• What is needed: Every line below is to be copied exactly, with the pictures left out.

• Given information:
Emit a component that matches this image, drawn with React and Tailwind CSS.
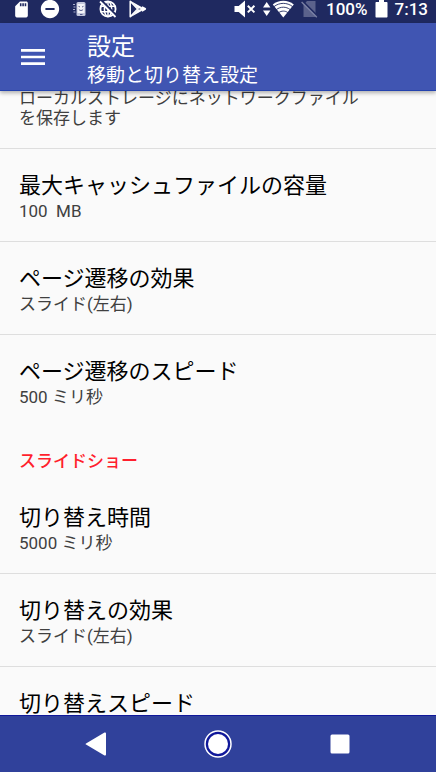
import React from 'react';
import { MdMenu, MdSdCard, MdRemoveCircle } from 'react-icons/md';

const pageSettings = [
    { title: '最大キャッシュファイルの容量', summary: '100  MB' },
    { title: 'ページ遷移の効果', summary: 'スライド(左右)' },
    { title: 'ページ遷移のスピード', summary: '500 ミリ秒' },
];

const slideshowSettings = [
    { title: '切り替え時間', summary: '5000 ミリ秒' },
    { title: '切り替えの効果', summary: 'スライド(左右)' },
    { title: '切り替えスピード', summary: null },
];

function PhoneChatIcon() {
    return (
        <svg width="14" height="16" viewBox="0 0 14 16" fill="none">
            <rect x="3.5" y="1" width="9" height="14" rx="1.5" fill="#c3c7dc" />
            <rect x="4.5" y="3" width="7" height="9" fill="#f4f5fa" />
            <path d="M5.500 5.300l1.500.7M10.500 5.300L9 6M5.800 8.300c1 1.600 3.400 1.600 4.400 0M7 13.500h2.500" stroke="#4a5183" strokeWidth="0.9" />
            <path d="M0 3.500h2M.5 6h2M0 8.500h2M.5 11h2" stroke="#a9aecb" strokeWidth="1" />
        </svg>
    );
}

function GlobeOffIcon() {
    return (
        <svg width="18" height="18" viewBox="0 0 18 18" fill="none">
            <circle cx="9" cy="9" r="7.6" stroke="white" strokeWidth="1.8" />
            <ellipse cx="9" cy="9" rx="3.6" ry="7.6" stroke="white" strokeWidth="1.5" />
            <path d="M9 1v16M1.5 6.2h15M1.5 11.8h15" stroke="white" strokeWidth="1.5" />
            <path d="M2.5 0.5l15 15" stroke="#1f2960" strokeWidth="2" />
            <path d="M1 1.5l15.5 15.5" stroke="white" strokeWidth="1.8" />
        </svg>
    );
}

function PlayStoreIcon() {
    return (
        <svg width="18" height="18" viewBox="0 0 18 18">
            <path d="M1.200 1.200v15.600L8.600 9z" fill="none" stroke="white" strokeWidth="1.500" strokeLinejoin="round" />
            <path d="M1 .4l12 6.800-2.800 2.600zM1 17.600l12-6.800-2.800-2.600z" fill="white" />
            <path d="M13.400 6.200l3.300 1.900c.6.4.6 1.300 0 1.700l-3.300 1.900L10.800 9z" fill="white" />
        </svg>
    );
}

function MutedIcon() {
    return (
        <svg width="22" height="18" viewBox="0 0 22 18">
            <path d="M.5 6h4.2L11 .6v16.800L4.700 12H.5z" fill="white" />
            <path d="M13.800 5.800l6.600 6.600M20.400 5.800l-6.600 6.600" stroke="white" strokeWidth="2" />
        </svg>
    );
}

function WifiIcon() {
    return (
        <svg width="31" height="18" viewBox="0 0 31 18">
            <path d="M0 7.500L3.700 2l3.700 5.500zM0 10.500L3.700 16l3.700-5.500z" fill="white" />
            <path d="M20.300 17.400L9.800 4.400C15.700-.5 24.900-.5 30.800 4.400z" fill="white" />
            <path d="M11 6.600c5.400-4.300 13.200-4.300 18.600 0M13.400 9.600c3.900-3.200 9.900-3.200 13.800 0M15.800 12.600c2.500-2 6.500-2 9 0" fill="none" stroke="#1f2960" strokeWidth="0.9" />
        </svg>
    );
}

function NoSimIcon() {
    return (
        <svg width="17" height="18" viewBox="0 0 17 18">
            <path d="M2.500 5L6 1h8.500v16h-12z" fill="#5b628c" />
            <path d="M1.600 1.200l15.200 15.200" stroke="#1f2960" strokeWidth="1.800" />
            <path d="M.6 2l15.200 15.200" stroke="#7a80a4" strokeWidth="1.400" />
        </svg>
    );
}

function BatteryIcon() {
    return (
        <svg width="13" height="18" viewBox="0 0 13 18">
            <path d="M4 0h5v2h2.500c.6 0 1 .4 1 1v13.500c0 .6-.4 1-1 1h-10c-.6 0-1-.4-1-1V3c0-.6.4-1 1-1H4z" fill="white" />
        </svg>
    );
}

function StatusBar() {
    return (
        <div className="h-[23px] shrink-0 bg-[#1f2960] text-white flex justify-between pl-3 pr-2 pb-[5px]">
            <div className="flex items-center gap-3">
                <div className="flex items-center gap-2">
                    <MdSdCard size={19} />
                    <MdRemoveCircle size={22} />
                </div>
                <PhoneChatIcon />
                <GlobeOffIcon />
                <PlayStoreIcon />
            </div>
            <div className="flex items-center gap-[7px] text-[17px] leading-[18px] font-medium">
                <MutedIcon />
                <WifiIcon />
                <NoSimIcon />
                <span className="pl-px">100%</span>
                <BatteryIcon />
                <span>7:13</span>
            </div>
        </div>
    );
}

function SettingRow({ title, summary, last }) {
    return (
        <li className={last ? '' : 'border-b border-[#dedede]'}>
            <button className="block w-full text-left px-[19px] pt-[22px] pb-5">
                <span className="block text-[22px] leading-[30px] text-black">{title}</span>
                {summary && (
                    <span className="block text-[17px] leading-5 text-[#404040] whitespace-pre">{summary}</span>
                )}
            </button>
        </li>
    );
}

export default function App() {
    return (
        <div
            lang="ja"
            className="h-screen flex flex-col overflow-hidden bg-[#fafafa] font-[Roboto,'Noto_Sans_CJK_JP',sans-serif]"
        >
            <StatusBar />

            {/* Toolbar */}
            <header className="relative z-10 h-[68px] shrink-0 flex items-center bg-[#4055b2] border-b border-[#2443ae] text-white shadow-[0_2px_4px_rgba(0,0,0,0.3)]">
                <button aria-label="メニュー" className="pl-[17px] pr-[38px]">
                    <MdMenu size={32} />
                </button>
                <div className="pt-2">
                    <h1 className="text-[24px] leading-[30px]">設定</h1>
                    <p className="text-[19px] leading-[28px]">移動と切り替え設定</p>
                </div>
            </header>

            {/* Scrolled settings list */}
            <main className="flex-1 min-h-0 overflow-hidden">
                <p className="-mt-[3px] pl-[19px] pr-16 pb-5 text-[17px] leading-5 text-[#404040] border-b border-[#dedede]">
                    ローカルストレージにネットワークファイルを保存します
                </p>
                <ul>
                    {pageSettings.map((item, i) => (
                        <SettingRow key={item.title} {...item} last={i === pageSettings.length - 1} />
                    ))}
                </ul>
                <h2 className="px-[19px] pt-6 pb-[10px] text-[17px] leading-5 font-medium text-[#ff1f2d]">スライドショー</h2>
                <ul>
                    {slideshowSettings.map((item, i) => (
                        <SettingRow key={item.title} {...item} last={i === slideshowSettings.length - 1} />
                    ))}
                </ul>
            </main>

            {/* Navigation bar */}
            <nav className="h-[57px] shrink-0 flex items-center justify-center gap-[90px] bg-[#30419b] border-t border-[#10189a]">
                <button aria-label="戻る">
                    <svg width="32" height="32" viewBox="0 0 32 32">
                        <path d="M6 15.400L24.500 4.600c.9-.5 1.500-.1 1.500.8v21.200c0 .9-.6 1.300-1.500.8L6 16.600c-.5-.3-.5-.9 0-1.200z" fill="white" />
                    </svg>
                </button>
                <button aria-label="ホーム">
                    <svg width="32" height="32" viewBox="0 0 32 32">
                        <circle cx="16" cy="16" r="13" fill="#10189a" stroke="white" strokeWidth="1.500" />
                        <circle cx="16" cy="16" r="10" fill="white" />
                    </svg>
                </button>
                <button aria-label="最近使ったアプリ">
                    <svg width="32" height="32" viewBox="0 0 32 32">
                        <rect x="6.500" y="6.500" width="19" height="19" rx="1.500" fill="white" />
                    </svg>
                </button>
            </nav>
        </div>
    );
}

• Answer below:
Emit a component that matches this image, drawn with React and Tailwind CSS.
import React from 'react';
import { MdMenu, MdSdCard, MdRemoveCircle } from 'react-icons/md';

const pageSettings = [
    { title: '最大キャッシュファイルの容量', summary: '100  MB' },
    { title: 'ページ遷移の効果', summary: 'スライド(左右)' },
    { title: 'ページ遷移のスピード', summary: '500 ミリ秒' },
];

const slideshowSettings = [
    { title: '切り替え時間', summary: '5000 ミリ秒' },
    { title: '切り替えの効果', summary: 'スライド(左右)' },
    { title: '切り替えスピード', summary: null },
];

function PhoneChatIcon() {
    return (
        <svg width="14" height="16" viewBox="0 0 14 16" fill="none">
            <rect x="3.5" y="1" width="9" height="14" rx="1.5" fill="#c3c7dc" />
            <rect x="4.5" y="3" width="7" height="9" fill="#f4f5fa" />
            <path d="M5.500 5.300l1.500.7M10.500 5.300L9 6M5.800 8.300c1 1.600 3.400 1.600 4.400 0M7 13.500h2.500" stroke="#4a5183" strokeWidth="0.9" />
            <path d="M0 3.500h2M.5 6h2M0 8.500h2M.5 11h2" stroke="#a9aecb" strokeWidth="1" />
        </svg>
    );
}

function GlobeOffIcon() {
    return (
        <svg width="18" height="18" viewBox="0 0 18 18" fill="none">
            <circle cx="9" cy="9" r="7.6" stroke="white" strokeWidth="1.8" />
            <ellipse cx="9" cy="9" rx="3.6" ry="7.6" stroke="white" strokeWidth="1.5" />
            <path d="M9 1v16M1.5 6.2h15M1.5 11.8h15" stroke="white" strokeWidth="1.5" />
            <path d="M2.5 0.5l15 15" stroke="#1f2960" strokeWidth="2" />
            <path d="M1 1.5l15.5 15.5" stroke="white" strokeWidth="1.8" />
        </svg>
    );
}

function PlayStoreIcon() {
    return (
        <svg width="18" height="18" viewBox="0 0 18 18">
            <path d="M1.200 1.200v15.600L8.600 9z" fill="none" stroke="white" strokeWidth="1.500" strokeLinejoin="round" />
            <path d="M1 .4l12 6.800-2.800 2.600zM1 17.600l12-6.800-2.800-2.600z" fill="white" />
            <path d="M13.400 6.200l3.300 1.900c.6.4.6 1.300 0 1.700l-3.300 1.900L10.800 9z" fill="white" />
        </svg>
    );
}

function MutedIcon() {
    return (
        <svg width="22" height="18" viewBox="0 0 22 18">
            <path d="M.5 6h4.2L11 .6v16.800L4.700 12H.5z" fill="white" />
            <path d="M13.800 5.800l6.600 6.600M20.400 5.800l-6.600 6.600" stroke="white" strokeWidth="2" />
        </svg>
    );
}

function WifiIcon() {
    return (
        <svg width="31" height="18" viewBox="0 0 31 18">
            <path d="M0 7.500L3.700 2l3.700 5.500zM0 10.500L3.700 16l3.700-5.500z" fill="white" />
            <path d="M20.300 17.400L9.800 4.400C15.700-.5 24.900-.5 30.800 4.400z" fill="white" />
            <path d="M11 6.600c5.400-4.300 13.200-4.300 18.600 0M13.400 9.600c3.900-3.200 9.900-3.200 13.800 0M15.800 12.600c2.500-2 6.500-2 9 0" fill="none" stroke="#1f2960" strokeWidth="0.9" />
        </svg>
    );
}

function NoSimIcon() {
    return (
        <svg width="17" height="18" viewBox="0 0 17 18">
            <path d="M2.500 5L6 1h8.500v16h-12z" fill="#5b628c" />
            <path d="M1.600 1.200l15.200 15.200" stroke="#1f2960" strokeWidth="1.800" />
            <path d="M.6 2l15.200 15.200" stroke="#7a80a4" strokeWidth="1.400" />
        </svg>
    );
}

function BatteryIcon() {
    return (
        <svg width="13" height="18" viewBox="0 0 13 18">
            <path d="M4 0h5v2h2.500c.6 0 1 .4 1 1v13.500c0 .6-.4 1-1 1h-10c-.6 0-1-.4-1-1V3c0-.6.4-1 1-1H4z" fill="white" />
        </svg>
    );
}

function StatusBar() {
    return (
        <div className="h-[23px] shrink-0 bg-[#1f2960] text-white flex justify-between pl-3 pr-2 pb-[5px]">
            <div className="flex items-center gap-3">
                <div className="flex items-center gap-2">
                    <MdSdCard size={19} />
                    <MdRemoveCircle size={22} />
                </div>
                <PhoneChatIcon />
                <GlobeOffIcon />
                <PlayStoreIcon />
            </div>
            <div className="flex items-center gap-[7px] text-[17px] leading-[18px] font-medium">
                <MutedIcon />
                <WifiIcon />
                <NoSimIcon />
                <span className="pl-px">100%</span>
                <BatteryIcon />
                <span>7:13</span>
            </div>
        </div>
    );
}

function SettingRow({ title, summary, last }) {
    return (
        <li className={last ? '' : 'border-b border-[#dedede]'}>
            <button className="block w-full text-left px-[19px] pt-[22px] pb-5">
                <span className="block text-[22px] leading-[30px] text-black">{title}</span>
                {summary && (
                    <span className="block text-[17px] leading-5 text-[#404040] whitespace-pre">{summary}</span>
                )}
            </button>
        </li>
    );
}

export default function App() {
    return (
        <div
            lang="ja"
            className="h-screen flex flex-col overflow-hidden bg-[#fafafa] font-[Roboto,'Noto_Sans_CJK_JP',sans-serif]"
        >
            <StatusBar />

            {/* Toolbar */}
            <header className="relative z-10 h-[68px] shrink-0 flex items-center bg-[#4055b2] border-b border-[#2443ae] text-white shadow-[0_2px_4px_rgba(0,0,0,0.3)]">
                <button aria-label="メニュー" className="pl-[17px] pr-[38px]">
                    <MdMenu size={32} />
                </button>
                <div className="pt-2">
                    <h1 className="text-[24px] leading-[30px]">設定</h1>
                    <p className="text-[19px] leading-[28px]">移動と切り替え設定</p>
                </div>
            </header>

            {/* Scrolled settings list */}
            <main className="flex-1 min-h-0 overflow-hidden">
                <p className="-mt-[3px] pl-[19px] pr-16 pb-5 text-[17px] leading-5 text-[#404040] border-b border-[#dedede]">
                    ローカルストレージにネットワークファイルを保存します
                </p>
                <ul>
                    {pageSettings.map((item, i) => (
                        <SettingRow key={item.title} {...item} last={i === pageSettings.length - 1} />
                    ))}
                </ul>
                <h2 className="px-[19px] pt-6 pb-[10px] text-[17px] leading-5 font-medium text-[#ff1f2d]">スライドショー</h2>
                <ul>
                    {slideshowSettings.map((item, i) => (
                        <SettingRow key={item.title} {...item} last={i === slideshowSettings.length - 1} />
                    ))}
                </ul>
            </main>

            {/* Navigation bar */}
            <nav className="h-[57px] shrink-0 flex items-center justify-center gap-[90px] bg-[#30419b] border-t border-[#10189a]">
                <button aria-label="戻る">
                    <svg width="32" height="32" viewBox="0 0 32 32">
                        <path d="M6 15.400L24.500 4.600c.9-.5 1.500-.1 1.500.8v21.200c0 .9-.6 1.300-1.500.8L6 16.600c-.5-.3-.5-.9 0-1.200z" fill="white" />
                    </svg>
                </button>
                <button aria-label="ホーム">
                    <svg width="32" height="32" viewBox="0 0 32 32">
                        <circle cx="16" cy="16" r="13" fill="#10189a" stroke="white" strokeWidth="1.500" />
                        <circle cx="16" cy="16" r="10" fill="white" />
                    </svg>
                </button>
                <button aria-label="最近使ったアプリ">
                    <svg width="32" height="32" viewBox="0 0 32 32">
                        <rect x="6.500" y="6.500" width="19" height="19" rx="1.500" fill="white" />
                    </svg>
                </button>
            </nav>
        </div>
    );
}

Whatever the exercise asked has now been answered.